To browse through the preview posts we’ve already published, click here. To look at the rest of The Lists we’ve published, click here. For a schedule of our previews for the month, click here.

NC State: There are three schools located in what’s known as “the Triangle” in North Carolina: UNC, Duke and NC State. Two of those programs — UNC and Duke — have long been considered the most dominant programs in the ACC, while NC State has played the role of the little brother that can’t hang. Herb Sendek got the Wolfpack to five straight NCAA tournaments during his last five seasons at the school, but if you factor out his time there, NC State’s trip to the Sweet 16 in 2012 was their first appearance in the NCAA tournament since 1991 and only their second trip past the first weekend since 1989. That all changes this season, as Mark Gottfried has done in 18 months what Sidney Lowe, Leo Robinson and, frankly, Sendek were all unable to: he’s turned NC State back into a national power.

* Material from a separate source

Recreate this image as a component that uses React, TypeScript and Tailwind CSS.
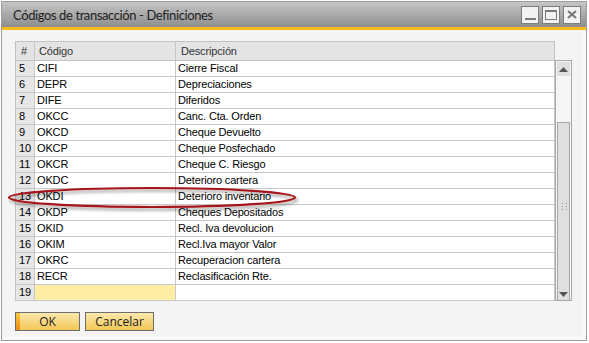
import React from "react";

const rows: [string, string, string][] = [
  ["5", "CIFI", "Cierre Fiscal"],
  ["6", "DEPR", "Depreciaciones"],
  ["7", "DIFE", "Diferidos"],
  ["8", "OKCC", "Canc. Cta. Orden"],
  ["9", "OKCD", "Cheque Devuelto"],
  ["10", "OKCP", "Cheque Posfechado"],
  ["11", "OKCR", "Cheque C. Riesgo"],
  ["12", "OKDC", "Deterioro cartera"],
  ["13", "OKDI", "Deterioro inventario"],
  ["14", "OKDP", "Cheques Depositados"],
  ["15", "OKID", "Recl. Iva devolucion"],
  ["16", "OKIM", "Recl.Iva mayor Valor"],
  ["17", "OKRC", "Recuperacion cartera"],
  ["18", "RECR", "Reclasificación Rte."],
  ["19", "", ""],
];

function TitleButton({ children }: { children: React.ReactNode }) {
  return (
    <div className="w-[18px] h-[18px] border border-[#7d7d7d] bg-[#f2f2f2] flex items-center justify-center">
      {children}
    </div>
  );
}

export default function App() {
  const font = { fontFamily: '"Liberation Sans", Arial, sans-serif' };
  return (
    <div className="relative w-[589px] h-[343px] bg-white pt-[1px] pl-[1px]" style={font}>
      <div className="w-[586px] h-[340px] border border-[#9c9c9c] flex flex-col bg-[#f4f4f4]">
        {/* Title bar */}
        <div className="h-[25px] flex items-center justify-between pl-[11px] pr-[5px] bg-gradient-to-b from-[#c6c6c6] to-[#8e8e8e]">
          <span
            className="text-[13px] tracking-[-0.4px] text-[#1e1e1e] leading-none pt-[1px]"
            style={{ fontFamily: 'Lato, "Noto Sans", sans-serif' }}
          >
            Códigos de transacción - Definiciones
          </span>
          <div className="flex gap-[3px]">
            <TitleButton>
              <div className="w-[11px] h-[2px] bg-[#7a7a7a] mt-[8px]" />
            </TitleButton>
            <TitleButton>
              <div className="w-[12px] h-[10px] border border-[#7a7a7a] border-t-2" />
            </TitleButton>
            <TitleButton>
              <svg width="10" height="9" viewBox="0 0 10 9">
                <path d="M1 1 L9 8 M9 1 L1 8" stroke="#7a7a7a" strokeWidth="2.2" />
              </svg>
            </TitleButton>
          </div>
        </div>
        <div className="h-[3px] bg-[#fcbc17]" />

        {/* Body */}
        <div className="flex-1 pl-[13px] pt-[11px] border-r-[3px] border-b-[3px] border-[#f9f9f9]">
          <div className="flex items-start">
            {/* Table */}
            <div className="w-[540px] text-[11px] text-black tracking-[-0.15px]">
              <div className="flex h-[20px] bg-[#e4e4e4] border border-[#c2c2c2] text-[#333] items-center">
                <div className="w-[19px] h-full flex items-center pl-[5px] border-r border-[#c8c8c8]">#</div>
                <div className="w-[141px] h-full flex items-center pl-[4px] border-r border-[#c8c8c8]">Código</div>
                <div className="flex-1 h-full flex items-center pl-[5px]">Descripción</div>
              </div>
              {rows.map(([n, c, d]) => (
                <div key={n} className="flex h-[16px] border-x border-b border-[#c8c8c8] border-l-[#c2c2c2]">
                  <div className="w-[19px] h-full bg-[#e6e6e6] flex items-center pl-[3px] border-r border-[#c8c8c8]">{n}</div>
                  <div
                    className={
                      "w-[141px] h-full flex items-center pl-[2px] border-r border-[#c8c8c8] " +
                      (n === "19" ? "bg-[#fdeea4]" : "bg-white")
                    }
                  >
                    {c}
                  </div>
                  <div className="flex-1 h-full bg-white flex items-center pl-[2px]">{d}</div>
                </div>
              ))}
            </div>
            {/* Scrollbar */}
            <div className="mt-[19px] w-[17px] h-[241px] border border-[#a9a9a9] bg-[#f5f5f5] flex flex-col px-[1px] pt-[1px]">
              <div className="h-[14px] bg-[#dfdfdf] flex items-center justify-center">
                <svg width="9" height="5" viewBox="0 0 9 5">
                  <path d="M0 5 L4.5 0 L9 5 Z" fill="#555" />
                </svg>
              </div>
              <div className="h-[46px]" />
              <div className="flex-1 bg-[#dfdfdf] border-x border-t border-[#a9a9a9] flex flex-col items-center justify-between">
                <div />
                <div className="grid grid-cols-2 gap-x-[2px] gap-y-[1px]">
                  {[0, 1, 2, 3, 4, 5].map((i) => (
                    <div key={i} className="w-[2px] h-[2px] bg-[#f7f7f7] border-r border-b border-[#b8b8b8]" />
                  ))}
                </div>
                <div className="h-[12px] flex items-center">
                  <svg width="9" height="5" viewBox="0 0 9 5">
                    <path d="M0 0 L9 0 L4.5 5 Z" fill="#555" />
                  </svg>
                </div>
              </div>
            </div>
          </div>

          {/* Buttons */}
          <div className="flex gap-[5px] mt-[11px] text-[12px] text-[#222]" style={{ fontFamily: '"Open Sans", sans-serif' }}>
            <div className="relative w-[65px] h-[19px] border border-[#6e6e6e] bg-gradient-to-b from-[#fbe9ac] to-[#f3c752] flex items-center justify-center">
              <div className="absolute left-0 top-0 bottom-0 w-[4px] bg-gradient-to-b from-[#f9c93a] to-[#ee8a12]" />
              OK
            </div>
            <div className="w-[69px] h-[19px] border border-[#6e6e6e] bg-gradient-to-b from-[#fbe9ac] to-[#f3c752] flex items-center justify-center">
              Cancelar
            </div>
          </div>
        </div>
      </div>

      {/* Annotation ellipse */}
      <svg className="absolute left-0 top-0 pointer-events-none" width="589" height="343">
        <defs>
          <filter id="sh" x="-10%" y="-50%" width="120%" height="200%">
            <feDropShadow dx="2" dy="2.5" stdDeviation="1.5" floodColor="#000" floodOpacity="0.4" />
          </filter>
        </defs>
        <ellipse cx="152" cy="197.5" rx="143" ry="9.5" fill="none" stroke="#a5141a" strokeWidth="2.2" filter="url(#sh)" />
      </svg>
    </div>
  );
}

Lorenzo Brown and CJ Leslie both return for their junior seasons. Scott Wood, Richard Howell and Jordan Vandenburg all are back as well. But, more importantly, Gottfried brings in one of the strongest recruiting classes in the country as he adds guards Tyler Lewis and Rodney Purvis and wing forward TJ Warren. Gottfried also has a commitment from top ten recruit Cat Barber in the Class of 2013. NC State has one of the most passionate and die-hard fan-bases in the country. They finally have something to get excited about heading into the season. And if all goes to plan, they’ll have some bragging rights around The Triangle come March.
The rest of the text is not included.